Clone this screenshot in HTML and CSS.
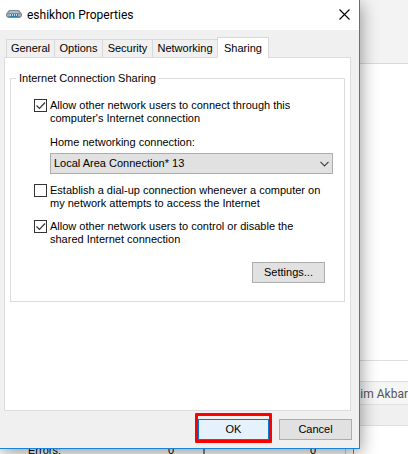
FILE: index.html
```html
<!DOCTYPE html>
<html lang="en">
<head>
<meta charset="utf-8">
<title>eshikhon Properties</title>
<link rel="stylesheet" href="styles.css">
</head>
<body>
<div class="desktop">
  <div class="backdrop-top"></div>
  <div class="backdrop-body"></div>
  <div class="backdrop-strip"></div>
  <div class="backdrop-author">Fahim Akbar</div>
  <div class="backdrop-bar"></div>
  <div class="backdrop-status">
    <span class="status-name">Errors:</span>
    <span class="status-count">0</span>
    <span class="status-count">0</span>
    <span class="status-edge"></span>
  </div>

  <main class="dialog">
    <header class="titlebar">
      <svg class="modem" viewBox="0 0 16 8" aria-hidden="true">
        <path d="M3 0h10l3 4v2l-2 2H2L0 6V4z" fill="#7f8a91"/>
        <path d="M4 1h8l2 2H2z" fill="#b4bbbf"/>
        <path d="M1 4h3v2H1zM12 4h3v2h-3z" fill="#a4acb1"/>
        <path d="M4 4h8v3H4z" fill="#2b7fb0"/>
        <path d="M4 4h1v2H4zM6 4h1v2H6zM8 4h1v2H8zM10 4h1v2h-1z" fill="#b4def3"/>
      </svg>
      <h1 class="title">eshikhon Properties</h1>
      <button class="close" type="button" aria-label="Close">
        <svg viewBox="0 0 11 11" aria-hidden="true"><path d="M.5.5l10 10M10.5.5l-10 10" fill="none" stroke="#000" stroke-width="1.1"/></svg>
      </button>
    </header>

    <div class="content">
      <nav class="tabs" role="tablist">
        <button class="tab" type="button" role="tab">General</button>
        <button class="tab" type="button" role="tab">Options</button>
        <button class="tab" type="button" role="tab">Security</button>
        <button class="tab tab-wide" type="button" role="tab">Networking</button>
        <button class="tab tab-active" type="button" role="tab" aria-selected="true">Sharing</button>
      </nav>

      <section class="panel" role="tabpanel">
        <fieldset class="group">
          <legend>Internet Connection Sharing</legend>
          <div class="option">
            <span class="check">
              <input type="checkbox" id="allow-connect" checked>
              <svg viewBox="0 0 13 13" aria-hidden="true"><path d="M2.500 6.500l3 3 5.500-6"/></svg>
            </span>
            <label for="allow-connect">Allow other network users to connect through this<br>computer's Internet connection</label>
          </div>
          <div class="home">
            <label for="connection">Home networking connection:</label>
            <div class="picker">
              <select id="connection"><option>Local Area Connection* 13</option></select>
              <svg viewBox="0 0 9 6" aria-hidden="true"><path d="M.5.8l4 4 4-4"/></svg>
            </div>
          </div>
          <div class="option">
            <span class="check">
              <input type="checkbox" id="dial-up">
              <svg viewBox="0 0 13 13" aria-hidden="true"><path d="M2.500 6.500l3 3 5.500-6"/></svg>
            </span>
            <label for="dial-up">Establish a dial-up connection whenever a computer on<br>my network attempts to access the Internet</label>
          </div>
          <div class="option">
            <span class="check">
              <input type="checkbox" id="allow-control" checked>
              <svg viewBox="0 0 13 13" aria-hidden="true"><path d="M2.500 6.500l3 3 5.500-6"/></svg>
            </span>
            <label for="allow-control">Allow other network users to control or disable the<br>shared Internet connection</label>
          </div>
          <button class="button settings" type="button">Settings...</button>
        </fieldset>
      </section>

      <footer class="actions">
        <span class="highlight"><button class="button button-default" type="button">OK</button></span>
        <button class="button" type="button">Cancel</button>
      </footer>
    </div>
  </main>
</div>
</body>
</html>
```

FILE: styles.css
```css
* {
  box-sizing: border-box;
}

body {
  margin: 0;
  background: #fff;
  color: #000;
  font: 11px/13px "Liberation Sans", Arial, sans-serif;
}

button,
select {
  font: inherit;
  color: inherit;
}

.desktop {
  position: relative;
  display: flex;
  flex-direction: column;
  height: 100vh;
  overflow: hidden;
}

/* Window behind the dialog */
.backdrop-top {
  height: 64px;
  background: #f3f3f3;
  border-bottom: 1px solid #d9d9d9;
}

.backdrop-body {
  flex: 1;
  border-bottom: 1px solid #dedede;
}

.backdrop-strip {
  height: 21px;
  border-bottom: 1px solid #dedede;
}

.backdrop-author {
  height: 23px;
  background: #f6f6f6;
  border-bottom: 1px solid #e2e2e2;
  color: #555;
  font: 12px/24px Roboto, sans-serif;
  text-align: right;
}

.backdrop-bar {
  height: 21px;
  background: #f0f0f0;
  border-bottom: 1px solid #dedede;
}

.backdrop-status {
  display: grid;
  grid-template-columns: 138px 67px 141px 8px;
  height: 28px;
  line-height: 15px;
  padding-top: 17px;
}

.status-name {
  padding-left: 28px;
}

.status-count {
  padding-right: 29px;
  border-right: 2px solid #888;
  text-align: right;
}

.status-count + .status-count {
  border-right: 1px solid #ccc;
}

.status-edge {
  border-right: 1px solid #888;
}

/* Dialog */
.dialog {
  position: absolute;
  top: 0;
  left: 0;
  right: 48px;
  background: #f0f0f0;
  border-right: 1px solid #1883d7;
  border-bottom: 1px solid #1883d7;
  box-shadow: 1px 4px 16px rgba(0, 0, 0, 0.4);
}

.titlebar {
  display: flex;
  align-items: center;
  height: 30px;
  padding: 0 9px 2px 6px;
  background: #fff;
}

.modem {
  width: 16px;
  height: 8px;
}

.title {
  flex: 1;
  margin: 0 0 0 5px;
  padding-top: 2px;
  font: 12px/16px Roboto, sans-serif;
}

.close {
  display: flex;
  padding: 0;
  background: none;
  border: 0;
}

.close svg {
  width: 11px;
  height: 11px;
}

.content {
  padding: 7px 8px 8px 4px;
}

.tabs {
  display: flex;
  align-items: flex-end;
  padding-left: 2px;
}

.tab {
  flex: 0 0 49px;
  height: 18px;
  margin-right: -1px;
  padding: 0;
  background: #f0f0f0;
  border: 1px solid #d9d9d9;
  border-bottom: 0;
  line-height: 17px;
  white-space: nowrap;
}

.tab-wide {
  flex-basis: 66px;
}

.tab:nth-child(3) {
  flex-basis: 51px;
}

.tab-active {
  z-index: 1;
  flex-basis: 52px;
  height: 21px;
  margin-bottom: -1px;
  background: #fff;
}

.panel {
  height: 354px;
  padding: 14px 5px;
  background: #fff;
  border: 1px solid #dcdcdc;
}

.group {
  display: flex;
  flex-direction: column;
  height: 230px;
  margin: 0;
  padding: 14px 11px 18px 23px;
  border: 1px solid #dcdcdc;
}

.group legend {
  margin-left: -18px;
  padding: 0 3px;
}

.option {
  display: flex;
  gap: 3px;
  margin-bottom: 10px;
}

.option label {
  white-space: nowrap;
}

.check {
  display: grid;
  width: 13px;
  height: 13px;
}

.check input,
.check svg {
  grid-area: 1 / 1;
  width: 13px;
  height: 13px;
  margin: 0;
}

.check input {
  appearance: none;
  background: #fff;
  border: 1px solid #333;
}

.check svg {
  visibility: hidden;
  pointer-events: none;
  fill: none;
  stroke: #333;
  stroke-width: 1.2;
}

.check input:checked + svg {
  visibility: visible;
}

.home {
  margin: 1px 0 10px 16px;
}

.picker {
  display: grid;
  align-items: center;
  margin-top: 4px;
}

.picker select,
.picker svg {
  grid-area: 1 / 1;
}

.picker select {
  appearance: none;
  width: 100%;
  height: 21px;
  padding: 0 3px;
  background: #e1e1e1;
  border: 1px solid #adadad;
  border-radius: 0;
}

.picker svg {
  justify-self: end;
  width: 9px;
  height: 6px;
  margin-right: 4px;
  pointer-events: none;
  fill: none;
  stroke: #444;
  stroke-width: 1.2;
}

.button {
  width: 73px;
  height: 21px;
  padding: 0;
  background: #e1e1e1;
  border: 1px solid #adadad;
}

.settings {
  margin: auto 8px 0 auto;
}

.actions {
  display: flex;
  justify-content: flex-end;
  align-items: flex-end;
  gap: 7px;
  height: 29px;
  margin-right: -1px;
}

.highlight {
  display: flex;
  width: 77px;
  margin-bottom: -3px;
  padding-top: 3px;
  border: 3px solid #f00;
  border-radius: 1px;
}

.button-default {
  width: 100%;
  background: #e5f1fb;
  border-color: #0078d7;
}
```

...

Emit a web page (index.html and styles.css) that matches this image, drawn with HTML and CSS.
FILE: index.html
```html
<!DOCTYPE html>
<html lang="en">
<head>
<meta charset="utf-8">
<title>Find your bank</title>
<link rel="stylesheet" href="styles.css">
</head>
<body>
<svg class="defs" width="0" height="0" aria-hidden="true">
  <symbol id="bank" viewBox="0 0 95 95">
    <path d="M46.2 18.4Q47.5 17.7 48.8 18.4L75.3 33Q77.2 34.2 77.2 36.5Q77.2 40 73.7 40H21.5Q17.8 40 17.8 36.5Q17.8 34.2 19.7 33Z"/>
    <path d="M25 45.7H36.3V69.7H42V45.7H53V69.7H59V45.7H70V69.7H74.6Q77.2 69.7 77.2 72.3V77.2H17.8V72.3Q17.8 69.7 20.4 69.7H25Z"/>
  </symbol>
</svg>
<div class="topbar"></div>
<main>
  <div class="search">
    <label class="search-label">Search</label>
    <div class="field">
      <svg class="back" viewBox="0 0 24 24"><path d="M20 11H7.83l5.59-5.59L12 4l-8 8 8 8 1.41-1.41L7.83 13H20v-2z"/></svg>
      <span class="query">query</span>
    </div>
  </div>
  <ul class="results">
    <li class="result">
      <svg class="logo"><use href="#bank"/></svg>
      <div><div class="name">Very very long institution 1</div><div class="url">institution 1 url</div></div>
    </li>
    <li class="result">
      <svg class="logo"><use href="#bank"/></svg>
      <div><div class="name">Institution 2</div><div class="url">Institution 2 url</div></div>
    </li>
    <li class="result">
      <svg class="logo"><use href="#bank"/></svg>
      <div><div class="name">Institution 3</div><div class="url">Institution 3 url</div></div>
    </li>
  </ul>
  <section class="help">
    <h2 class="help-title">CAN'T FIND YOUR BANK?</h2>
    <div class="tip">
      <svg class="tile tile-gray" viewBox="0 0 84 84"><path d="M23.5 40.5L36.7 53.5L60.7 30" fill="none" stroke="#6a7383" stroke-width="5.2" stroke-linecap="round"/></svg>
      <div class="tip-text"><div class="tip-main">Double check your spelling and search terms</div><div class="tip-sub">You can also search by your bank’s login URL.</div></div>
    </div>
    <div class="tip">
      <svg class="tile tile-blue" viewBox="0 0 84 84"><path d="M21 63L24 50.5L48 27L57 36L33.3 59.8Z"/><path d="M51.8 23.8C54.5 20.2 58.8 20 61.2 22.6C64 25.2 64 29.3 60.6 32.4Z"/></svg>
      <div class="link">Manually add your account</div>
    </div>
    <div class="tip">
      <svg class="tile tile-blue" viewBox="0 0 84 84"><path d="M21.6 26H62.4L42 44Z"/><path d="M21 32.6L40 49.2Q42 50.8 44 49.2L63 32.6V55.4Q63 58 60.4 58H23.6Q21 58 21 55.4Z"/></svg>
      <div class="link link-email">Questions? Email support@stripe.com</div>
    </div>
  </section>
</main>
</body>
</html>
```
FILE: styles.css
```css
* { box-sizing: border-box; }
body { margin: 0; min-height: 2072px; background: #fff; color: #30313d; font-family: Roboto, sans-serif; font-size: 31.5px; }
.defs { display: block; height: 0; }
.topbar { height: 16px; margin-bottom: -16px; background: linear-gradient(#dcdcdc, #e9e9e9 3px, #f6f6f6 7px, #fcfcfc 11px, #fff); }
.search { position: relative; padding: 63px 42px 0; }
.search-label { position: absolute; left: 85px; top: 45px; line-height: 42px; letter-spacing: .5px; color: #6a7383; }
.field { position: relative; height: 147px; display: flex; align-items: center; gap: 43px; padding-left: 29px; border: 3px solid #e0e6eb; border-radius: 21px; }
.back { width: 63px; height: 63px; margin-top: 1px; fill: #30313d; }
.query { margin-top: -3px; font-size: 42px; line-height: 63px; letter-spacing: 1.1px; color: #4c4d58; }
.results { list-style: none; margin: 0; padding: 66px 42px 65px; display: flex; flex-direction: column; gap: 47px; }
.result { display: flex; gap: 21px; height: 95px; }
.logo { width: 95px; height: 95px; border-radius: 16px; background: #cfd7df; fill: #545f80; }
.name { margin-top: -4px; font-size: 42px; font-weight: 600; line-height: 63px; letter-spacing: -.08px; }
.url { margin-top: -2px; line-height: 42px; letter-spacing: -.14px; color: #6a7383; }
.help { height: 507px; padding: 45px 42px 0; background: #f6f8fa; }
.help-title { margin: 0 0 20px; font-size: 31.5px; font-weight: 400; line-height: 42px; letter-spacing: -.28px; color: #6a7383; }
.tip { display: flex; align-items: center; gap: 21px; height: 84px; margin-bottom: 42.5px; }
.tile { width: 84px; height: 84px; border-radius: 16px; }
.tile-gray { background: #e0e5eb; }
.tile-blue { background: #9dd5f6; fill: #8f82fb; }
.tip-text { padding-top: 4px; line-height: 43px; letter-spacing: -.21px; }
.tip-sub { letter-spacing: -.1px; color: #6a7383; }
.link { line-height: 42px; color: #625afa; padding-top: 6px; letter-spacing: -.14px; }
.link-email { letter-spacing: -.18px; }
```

**Task description**
Reproduce every line of the listing above in which the string "this" appears.

**Written response**
Clone this screenshot in HTML and CSS.
            <label for="allow-connect">Allow other network users to connect through this<br>computer's Internet connection</label>
Emit a web page (index.html and styles.css) that matches this image, drawn with HTML and CSS.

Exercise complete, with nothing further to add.